Technology has come a long way since 1945. Today we have drones and GPS. During World War II, pilots had Morse code and manually operated control panels. But you can step back into that era with Wings Over the Rockies Air & Space Museum's B-17 Day .
The Boeing B-17 "Flying Fortress" (pictured, left) is a World War II bomber that ran missions in Europe. At the time, the planes were among the United States' most advanced and modern aircraft. Of the more than 12,000 B-17s that were manufactured, less than 100 still exist and only about a dozen can still fly. The planes, though heavy-duty and robust from the outside, have tight quarters within. Walk through the main area—the seats still have old-school, snap-in seatbelts—and you'll enter a small space where the radio operator (just one member of the 10-person crew) would transmit information via Morse code (pictured, below).
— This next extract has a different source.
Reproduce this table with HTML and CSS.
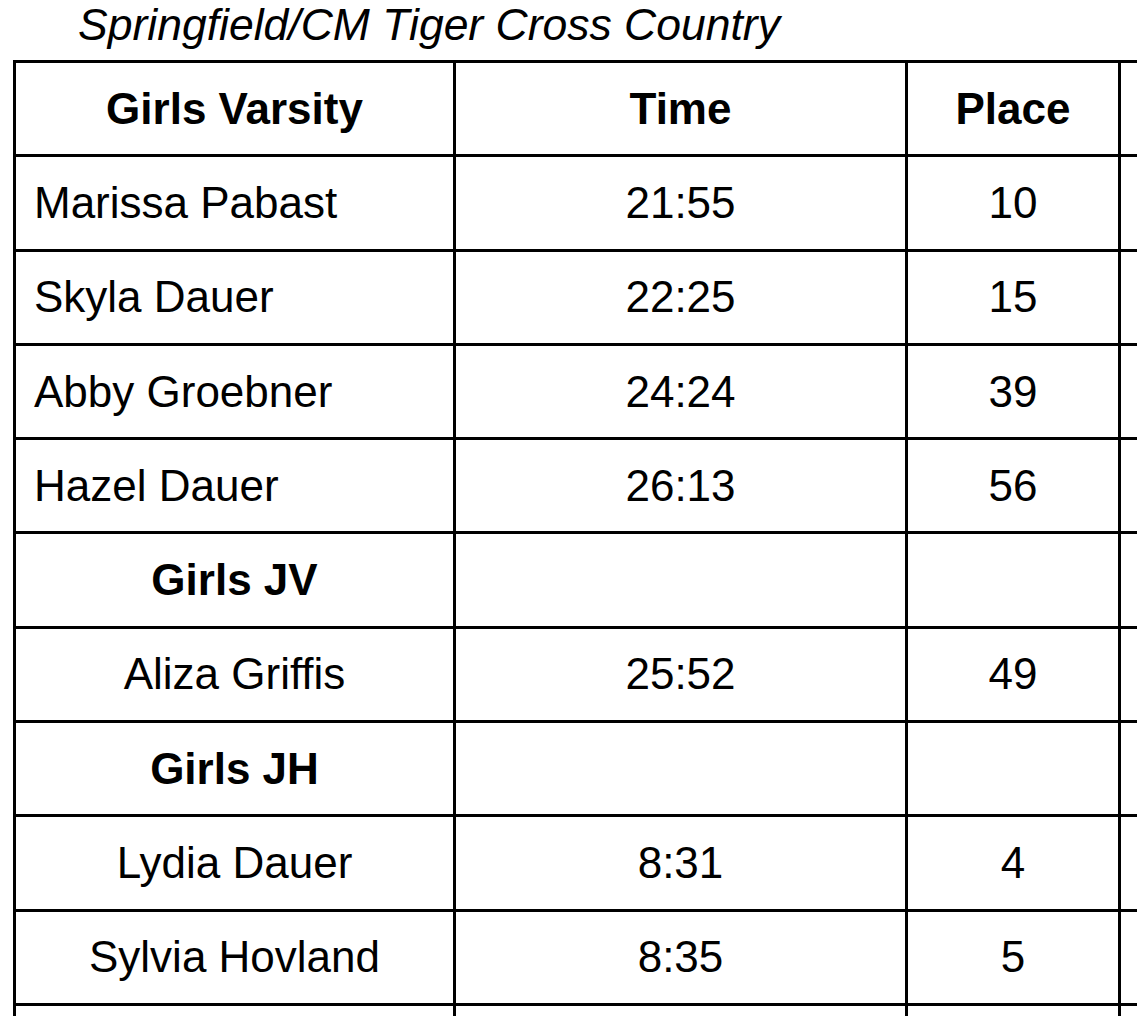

One of the most important parts of the plane is the bomb holding area. Bombardiers sat at the front of the plane (pictured, top) and could decide when and which bombs dropped. While the pilot—sitting in an area between the nose and the bomb holding area—was in charge for most of the flight, the bombardier would take control of the plane from the nose when the crew approached a target in order to get the best shot.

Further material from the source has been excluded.